If the current going through the load is lower than 1 amp then the voltage across the 0.1 ohm resistor will be less than 0.1V and this is seen at the negative terminal at U1A. Because the positive terminal is larger than the negative terminal the op-amp will become more positive and therefore increase the conduction of Q3. This increase in conduction of Q3 allows more current to flow through the load and the 0.1-ohm resistor. If the current flowing through the resistor goes beyond 1 amp, then the voltage across the 0.1ohm resistor becomes greater than 0.1V. This means that the negative input to the op amp U1A becomes bigger than the positive input, and therefore the op-amp becomes more negative. This reduction in output voltage results in the conduction of Q3 being reduced and thus conducts less. This reduces the current flowing through the load and therefore the 0.1ohm resistor.
To help see what the current flowing through the load is, a voltage meter is connected to an amplifier (U1B). The job of the amplifier is to amplify the voltage across the 0.1ohm resistor to a readable level for a cheap LED digital display. D1 is used to prevent EMF spikes that may be created by loads from damaging the transistor Q3. The transistor Q3 should be in a TO-3 case with some form of heat dissipation for currents over 100mA and should have both a heatsink and an additional fan for current above 1A.
If the current going through the load is lower than 1 amp then the voltage across the 0.1 ohm resistor will be less than 0.1V and this is seen at the negative terminal at U1A. Because the positive terminal is larger than the negative terminal the op-amp will become more positive and therefore increase the conduction of Q3. This increase in conduction of Q3 allows more current to flow through the load and the 0.1-ohm resistor. If the current flowing through the resistor goes beyond 1 amp, then the voltage across the 0.1ohm resistor becomes greater than 0.1V. This means that the negative input to the op amp U1A becomes bigger than the positive input, and therefore the op-amp becomes more negative. This reduction in output voltage results in the conduction of Q3 being reduced and thus conducts less. This reduces the current flowing through the load and therefore the 0.1ohm resistor.
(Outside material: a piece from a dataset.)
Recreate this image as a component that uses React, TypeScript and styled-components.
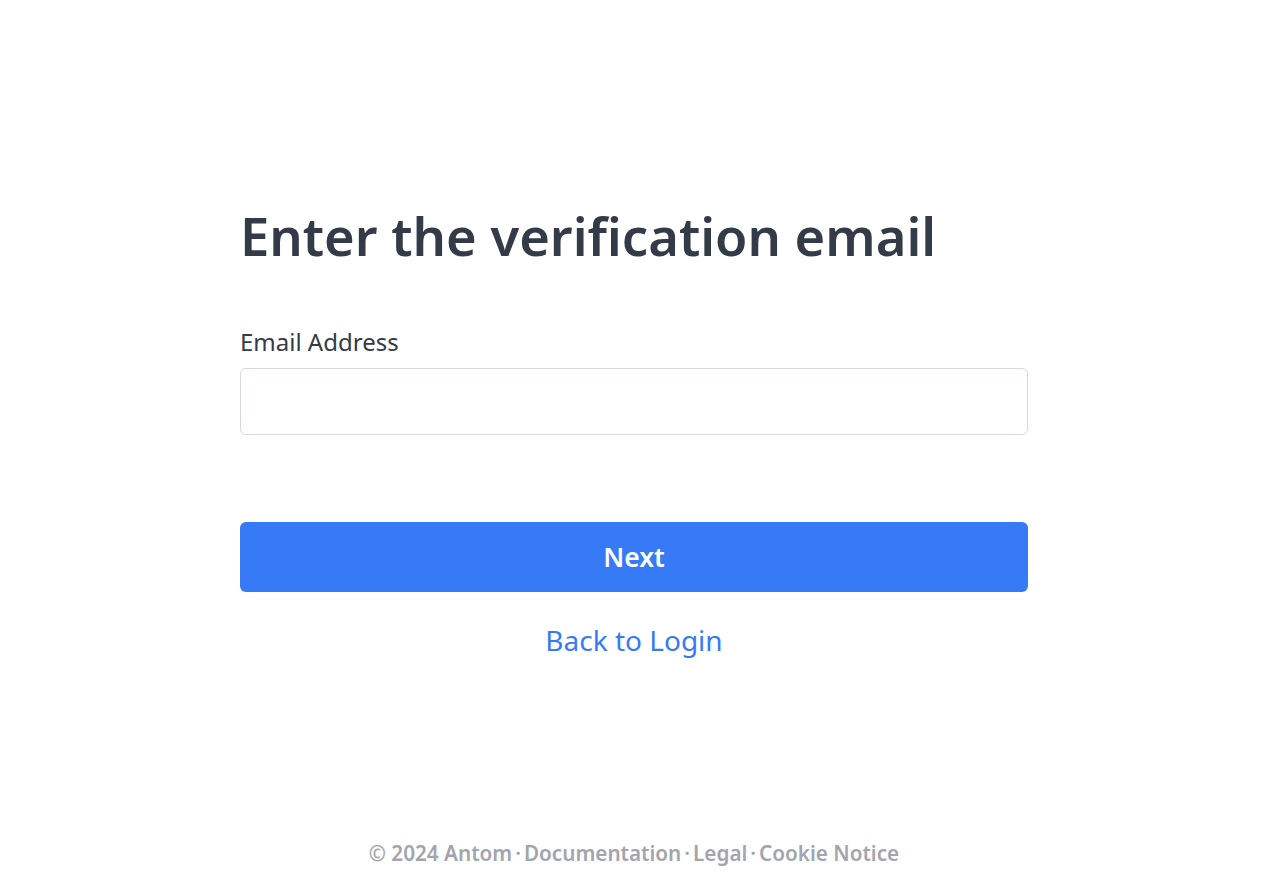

To help see what the current flowing through the load is, a voltage meter is connected to an amplifier (U1B). The job of the amplifier is to amplify the voltage across the 0.1ohm resistor to a readable level for a cheap LED digital display. D1 is used to prevent EMF spikes that may be created by loads from damaging the transistor Q3. The transistor Q3 should be in a TO-3 case with some form of heat dissipation for currents over 100mA and should have both a heatsink and an additional fan for current above 1A.
Required Materials
| Component | Schematic Reference | Quantity
| 10K Resistor | R1, R4 | 2
| 1K Resistor | R2, R5 | 2
| 0.1 Resistor (Power Metal Film) | R3 | 1
| 100nF Capacitor | C2, C3, C4 | 3
| 470uF Capacitor | C1 | 1
| 1N4148 Signal Diode | D1, D2 | 2
| LM358 | U1 | 1
| 8 DIP Socket | U1 | 1
| 100K Linear Potentiometer | RV1 | 1
| 2N3904 Transistor | Q1, Q2 | 2
| 2N3055 | Q3 | 1
| Digital LED Voltmeter | P4 | 1
Constructing the Constant Current Source
For this project, the circuit is powered by an old computer PSU (ATX) as these units can provide a substantial amount of current at low voltages. The constant current source currently does not have a dedicated case but instead uses an open style to demonstrate the construction. This circuit, despite outputting large currents, uses very low voltages (less than 12V) so this circuit is very safe (unlike mains-powered projects).